We get a taste of it at the Hill Club, a colonial institution which excluded women members for decades. Shooting trophies hang on gloomy walls and a lonely elephant leg rests by a wall.
It feels out of place in a land of vibrant colours.
We leave the 19th century for Stafford Estate, a 25ha plantation with a beautifully restored superintendent's mansion.
High tea of scones, coconut cake, cucumber sandwiches and fine tea is served on the lawn as afternoon shadows draw close.
We are joined by Parakkrama Kiridena, a dapper gentleman in a flat cap, knitted cardigan and corduroys. He runs the plantation, and employs 50 staff. Tea jobs are for life, and Para is expected to provide cradle-to-grave comfort for his workers. Planters, he explains, must be "a father, a judge, a scientist, a lawyer, an accountant and an agriculturalist". He carries the teapot for every event on the estate and must know all that goes on.

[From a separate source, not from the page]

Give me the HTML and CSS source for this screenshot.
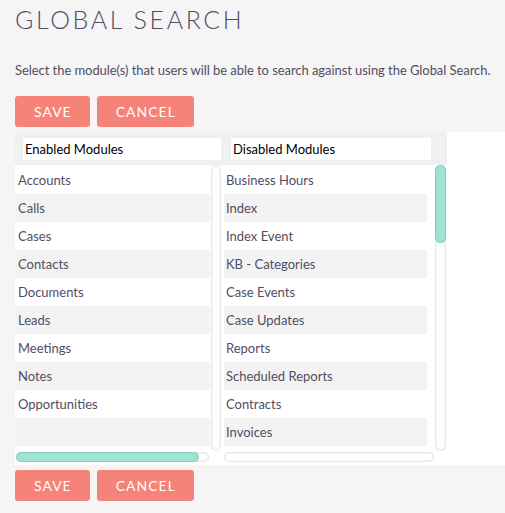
FILE: index.html
```html
<!DOCTYPE html>
<html>
<head>
<meta charset="utf-8">
<link rel="stylesheet" href="styles.css">
</head>
<body>
<h1 class="title">GLOBAL SEARCH</h1>
<p class="desc">Select the module(s) that users will be able to search against using the Global Search.</p>
<div class="actions">
  <button class="btn">SAVE</button>
  <button class="btn">CANCEL</button>
</div>
<div class="panel">
  <div class="grid">
    <div class="head">
      <div class="hcell hcell-left">Enabled Modules</div>
      <div class="hcell hcell-right">Disabled Modules</div>
    </div>
    <div class="body">
      <div class="col col-left">
        <div class="colmain">
          <ul class="list list-left">
            <li>Accounts</li>
            <li>Calls</li>
            <li>Cases</li>
            <li>Contacts</li>
            <li>Documents</li>
            <li>Leads</li>
            <li>Meetings</li>
            <li>Notes</li>
            <li>Opportunities</li>
            <li></li>
          </ul>
          <div class="vscroll vscroll-left"></div>
        </div>
        <div class="hscroll hscroll-left"><div class="hthumb"></div></div>
      </div>
      <div class="col col-right">
        <div class="colmain">
          <ul class="list list-right">
            <li>Business Hours</li>
            <li>Index</li>
            <li>Index Event</li>
            <li>KB - Categories</li>
            <li>Case Events</li>
            <li>Case Updates</li>
            <li>Reports</li>
            <li>Scheduled Reports</li>
            <li>Contracts</li>
            <li>Invoices</li>
          </ul>
          <div class="vscroll vscroll-right"><div class="vthumb"></div></div>
        </div>
        <div class="hscroll hscroll-right"></div>
      </div>
    </div>
  </div>
</div>
<div class="actions actions-bottom">
  <button class="btn">SAVE</button>
  <button class="btn">CANCEL</button>
</div>
</body>
</html>
```
FILE: styles.css
```css
html, body {
  margin: 0;
  padding: 0;
}
body {
  background: #f5f5f5;
  font-family: Lato, "Liberation Sans", sans-serif;
  color: #534d64;
  padding-left: 15px;
}
.title {
  margin: 0;
  padding-top: 4px;
  font-size: 25px;
  line-height: 30px;
  font-weight: 300;
  letter-spacing: 2.6px;
  color: #534d64;
}
.desc {
  margin: 0;
  padding-top: 28px;
  font-size: 13px;
  line-height: 16px;
  letter-spacing: -0.06px;
}
.actions {
  display: flex;
  gap: 7px;
  padding-top: 18px;
}
.actions-bottom {
  padding-top: 5px;
}
.btn {
  background: #f68379;
  border: none;
  border-radius: 3px;
  color: #fff;
  font-family: Lato, "Liberation Sans", sans-serif;
  font-size: 14px;
  letter-spacing: 1px;
  height: 31px;
  padding: 0 18px 0 19px;
  margin: 0;
}
.panel {
  margin-top: 5px;
  background: #fff;
  height: 333px;
}
.grid {
  width: 432px;
}
.head {
  background: #f0f0f0;
  height: 33px;
  display: flex;
  align-items: flex-start;
  padding-top: 6px;
  box-sizing: border-box;
}
.hcell {
  background: #fff;
  height: 22px;
  line-height: 22px;
  font-size: 13px;
  color: #000;
  padding-left: 2px;
  box-sizing: border-box;
}
.hcell-left {
  margin-left: 8px;
  width: 198px;
}
.hcell-right {
  margin-left: 10px;
  width: 200px;
}
.body {
  display: flex;
}
.col {
  display: flex;
  flex-direction: column;
}
.colmain {
  display: flex;
  align-items: flex-start;
}
.list {
  list-style: none;
  margin: 1px 0 0 0;
  padding: 0;
}
.list li {
  height: 28px;
  line-height: 28px;
  font-size: 13px;
  padding-left: 3px;
  white-space: nowrap;
}
.list li:nth-child(even) {
  background: #f3f3f3;
}
.list-left {
  width: 195px;
}
.list-right {
  width: 203px;
  margin-left: 0;
}
.list-right li {
  padding-left: 2px;
}
.col-right {
  margin-left: 3px;
}
.vscroll {
  height: 286px;
  border-radius: 6px;
  background: #fff;
  box-shadow: inset 0 0 2px 1px rgba(0, 0, 0, 0.13);
  box-sizing: border-box;
}
.vscroll-left {
  width: 10px;
  margin-left: 1px;
}
.vscroll-right {
  width: 11px;
  margin-left: 8px;
}
.vthumb {
  height: 78px;
  border-radius: 6px;
  background: #9ee3d4;
  box-shadow: inset 0 0 1px 1px rgba(80, 170, 150, 0.35);
}
.hscroll {
  height: 10px;
  border-radius: 6px;
  background: #fff;
  box-shadow: inset 0 0 2px 1px rgba(0, 0, 0, 0.13);
  margin-top: 1px;
}
.hscroll-left {
  width: 193px;
  margin-left: 1px;
}
.hscroll-right {
  width: 210px;
}
.hthumb {
  width: 183px;
  height: 10px;
  border-radius: 6px;
  background: #9ee3d4;
  box-shadow: inset 0 0 1px 1px rgba(80, 170, 150, 0.35);
}
```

The 45-year-old started his career as a "creeper", a kind of indentured tea slave at the bosses' beck and call 24/7. Some are notoriously mean but "I am not like that", insists Para.

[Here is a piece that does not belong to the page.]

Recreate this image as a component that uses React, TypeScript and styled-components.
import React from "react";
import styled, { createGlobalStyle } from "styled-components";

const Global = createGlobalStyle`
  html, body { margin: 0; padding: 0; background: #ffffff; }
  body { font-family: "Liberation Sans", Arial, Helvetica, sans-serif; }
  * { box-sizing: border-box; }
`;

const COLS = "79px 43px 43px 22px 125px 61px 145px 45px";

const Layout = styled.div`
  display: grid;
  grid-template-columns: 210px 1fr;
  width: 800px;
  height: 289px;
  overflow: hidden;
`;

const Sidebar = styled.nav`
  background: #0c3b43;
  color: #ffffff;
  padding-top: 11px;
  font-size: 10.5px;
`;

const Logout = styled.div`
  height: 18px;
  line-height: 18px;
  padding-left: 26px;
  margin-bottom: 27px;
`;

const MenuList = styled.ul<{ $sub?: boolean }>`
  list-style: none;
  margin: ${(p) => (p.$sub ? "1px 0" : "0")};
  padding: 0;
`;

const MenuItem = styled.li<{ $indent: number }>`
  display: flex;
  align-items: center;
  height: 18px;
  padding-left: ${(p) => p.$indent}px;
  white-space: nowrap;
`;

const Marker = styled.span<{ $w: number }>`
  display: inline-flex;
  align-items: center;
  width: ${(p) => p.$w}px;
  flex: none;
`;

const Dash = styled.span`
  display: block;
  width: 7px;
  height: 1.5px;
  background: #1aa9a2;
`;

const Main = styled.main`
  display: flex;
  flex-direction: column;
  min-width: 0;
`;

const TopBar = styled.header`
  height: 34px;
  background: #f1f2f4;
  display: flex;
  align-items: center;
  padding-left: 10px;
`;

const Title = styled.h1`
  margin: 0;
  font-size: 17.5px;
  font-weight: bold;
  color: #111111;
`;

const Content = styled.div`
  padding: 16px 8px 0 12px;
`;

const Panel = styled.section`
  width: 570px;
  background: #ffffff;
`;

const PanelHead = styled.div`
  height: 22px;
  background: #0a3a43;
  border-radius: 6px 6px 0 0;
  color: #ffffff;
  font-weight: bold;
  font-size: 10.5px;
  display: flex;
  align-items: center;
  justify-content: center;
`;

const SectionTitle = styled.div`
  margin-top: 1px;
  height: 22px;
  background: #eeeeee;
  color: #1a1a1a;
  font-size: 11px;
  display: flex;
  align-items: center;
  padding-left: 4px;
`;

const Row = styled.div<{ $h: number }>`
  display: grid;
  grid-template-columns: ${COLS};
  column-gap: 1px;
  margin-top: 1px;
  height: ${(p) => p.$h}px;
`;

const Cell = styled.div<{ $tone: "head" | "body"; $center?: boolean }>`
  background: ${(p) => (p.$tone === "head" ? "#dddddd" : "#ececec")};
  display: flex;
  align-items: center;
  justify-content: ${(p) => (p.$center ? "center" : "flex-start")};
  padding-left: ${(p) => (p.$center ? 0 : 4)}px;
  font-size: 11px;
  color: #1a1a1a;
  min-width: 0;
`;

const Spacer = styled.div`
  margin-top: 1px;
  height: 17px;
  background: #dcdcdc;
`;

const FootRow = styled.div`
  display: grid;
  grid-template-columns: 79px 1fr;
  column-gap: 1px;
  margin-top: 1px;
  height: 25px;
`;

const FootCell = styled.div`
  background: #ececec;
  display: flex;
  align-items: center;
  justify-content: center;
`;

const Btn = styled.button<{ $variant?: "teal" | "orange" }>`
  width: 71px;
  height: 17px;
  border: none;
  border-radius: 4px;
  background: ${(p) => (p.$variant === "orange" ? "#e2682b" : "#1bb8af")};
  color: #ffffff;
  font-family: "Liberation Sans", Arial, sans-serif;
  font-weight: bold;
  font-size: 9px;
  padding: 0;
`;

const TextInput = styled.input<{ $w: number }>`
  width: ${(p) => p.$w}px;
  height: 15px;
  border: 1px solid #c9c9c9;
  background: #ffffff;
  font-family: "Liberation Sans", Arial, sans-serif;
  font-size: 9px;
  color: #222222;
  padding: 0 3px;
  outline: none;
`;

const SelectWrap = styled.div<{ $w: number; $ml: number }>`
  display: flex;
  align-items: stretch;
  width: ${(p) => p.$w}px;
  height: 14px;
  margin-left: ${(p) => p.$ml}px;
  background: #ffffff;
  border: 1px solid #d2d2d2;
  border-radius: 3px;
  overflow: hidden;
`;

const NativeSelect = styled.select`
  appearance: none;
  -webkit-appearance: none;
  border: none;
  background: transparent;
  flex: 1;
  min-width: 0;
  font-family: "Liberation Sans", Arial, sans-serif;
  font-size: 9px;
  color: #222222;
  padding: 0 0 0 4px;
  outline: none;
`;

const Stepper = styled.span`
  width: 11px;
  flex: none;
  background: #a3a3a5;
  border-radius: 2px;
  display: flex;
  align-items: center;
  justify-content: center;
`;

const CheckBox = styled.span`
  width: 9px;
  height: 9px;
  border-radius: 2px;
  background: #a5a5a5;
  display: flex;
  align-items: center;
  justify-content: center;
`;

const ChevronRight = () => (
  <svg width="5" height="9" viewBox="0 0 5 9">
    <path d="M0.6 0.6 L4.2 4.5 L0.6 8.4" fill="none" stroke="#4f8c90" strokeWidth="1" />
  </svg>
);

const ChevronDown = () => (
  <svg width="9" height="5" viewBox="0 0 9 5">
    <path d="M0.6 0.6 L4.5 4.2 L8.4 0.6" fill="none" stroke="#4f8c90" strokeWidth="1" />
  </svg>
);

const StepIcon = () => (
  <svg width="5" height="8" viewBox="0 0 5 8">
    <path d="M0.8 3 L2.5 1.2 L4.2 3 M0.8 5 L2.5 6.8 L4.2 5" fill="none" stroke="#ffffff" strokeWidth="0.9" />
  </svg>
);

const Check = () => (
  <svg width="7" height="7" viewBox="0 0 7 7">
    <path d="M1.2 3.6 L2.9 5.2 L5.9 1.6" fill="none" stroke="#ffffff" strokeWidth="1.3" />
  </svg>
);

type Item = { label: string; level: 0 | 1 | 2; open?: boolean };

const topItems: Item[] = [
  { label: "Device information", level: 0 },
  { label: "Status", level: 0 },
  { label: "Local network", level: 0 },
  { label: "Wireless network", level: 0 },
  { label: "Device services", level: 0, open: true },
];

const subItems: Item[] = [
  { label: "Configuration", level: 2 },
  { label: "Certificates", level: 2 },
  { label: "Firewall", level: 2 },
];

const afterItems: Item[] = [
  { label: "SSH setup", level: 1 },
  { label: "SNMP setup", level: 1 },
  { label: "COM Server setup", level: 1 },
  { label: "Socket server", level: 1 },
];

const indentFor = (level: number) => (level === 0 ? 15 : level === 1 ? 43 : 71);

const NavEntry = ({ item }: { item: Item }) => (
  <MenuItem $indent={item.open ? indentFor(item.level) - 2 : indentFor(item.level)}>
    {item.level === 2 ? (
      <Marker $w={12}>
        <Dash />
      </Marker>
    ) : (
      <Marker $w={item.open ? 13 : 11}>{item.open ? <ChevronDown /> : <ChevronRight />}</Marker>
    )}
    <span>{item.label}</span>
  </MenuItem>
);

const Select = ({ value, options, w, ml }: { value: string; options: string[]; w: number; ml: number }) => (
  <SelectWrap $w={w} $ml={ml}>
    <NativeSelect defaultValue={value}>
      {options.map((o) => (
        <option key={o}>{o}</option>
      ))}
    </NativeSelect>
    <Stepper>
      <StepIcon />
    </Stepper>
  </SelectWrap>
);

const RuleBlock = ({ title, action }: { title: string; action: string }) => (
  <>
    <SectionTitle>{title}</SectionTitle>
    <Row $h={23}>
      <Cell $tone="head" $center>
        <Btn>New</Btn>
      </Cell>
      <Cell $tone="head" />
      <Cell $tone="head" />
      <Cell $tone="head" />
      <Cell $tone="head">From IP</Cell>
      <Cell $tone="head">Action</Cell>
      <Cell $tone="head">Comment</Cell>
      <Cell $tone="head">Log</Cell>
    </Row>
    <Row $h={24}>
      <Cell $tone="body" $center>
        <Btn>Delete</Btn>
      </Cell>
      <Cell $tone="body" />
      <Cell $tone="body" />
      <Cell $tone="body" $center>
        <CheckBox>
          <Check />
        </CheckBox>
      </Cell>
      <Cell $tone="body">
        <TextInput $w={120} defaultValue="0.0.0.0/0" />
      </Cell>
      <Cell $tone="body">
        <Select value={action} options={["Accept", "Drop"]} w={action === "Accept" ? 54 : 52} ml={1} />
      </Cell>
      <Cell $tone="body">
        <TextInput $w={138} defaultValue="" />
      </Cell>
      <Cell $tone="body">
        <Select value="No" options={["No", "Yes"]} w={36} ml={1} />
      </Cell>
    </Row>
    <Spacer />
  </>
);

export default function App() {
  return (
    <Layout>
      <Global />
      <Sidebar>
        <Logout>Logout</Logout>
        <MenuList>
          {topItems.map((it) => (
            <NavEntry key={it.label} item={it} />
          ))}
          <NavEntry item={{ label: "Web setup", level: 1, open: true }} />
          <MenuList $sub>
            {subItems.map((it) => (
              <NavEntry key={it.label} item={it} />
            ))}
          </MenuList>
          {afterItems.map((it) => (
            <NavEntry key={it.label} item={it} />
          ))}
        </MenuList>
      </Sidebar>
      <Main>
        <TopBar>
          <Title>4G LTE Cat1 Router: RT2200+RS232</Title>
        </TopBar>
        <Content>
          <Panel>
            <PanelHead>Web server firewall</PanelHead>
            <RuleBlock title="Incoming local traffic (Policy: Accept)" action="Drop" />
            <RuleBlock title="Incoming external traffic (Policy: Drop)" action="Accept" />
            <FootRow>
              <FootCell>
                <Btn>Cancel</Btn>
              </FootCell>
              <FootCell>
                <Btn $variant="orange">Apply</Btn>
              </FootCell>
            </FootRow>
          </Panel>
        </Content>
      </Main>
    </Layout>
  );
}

The next morning he takes us through the property. He wears a leather jerkin, shorts and knee-high socks to protect his calves from tea bushes. Para carries a worn, banded stick, which, besides being handy to knock snakes aside, gives an accurate measure of the ideal picking height of his crop. It is cool as we wander along steep tracks, watching sari-clad pickers twist off the top buds.
The women nod in his direction. He is reminded of an early lesson as a creeper. It was a wet day, and he set off with a brolly. His boss scalded him and he left it behind.
"You cannot expect to stay dry under an umbrella when the workers are getting wet," Para explains. "You must put up with everything you ask of them."
As the heat arrives, we trek back to Stafford Bungalow. Para tells us he is extremely content.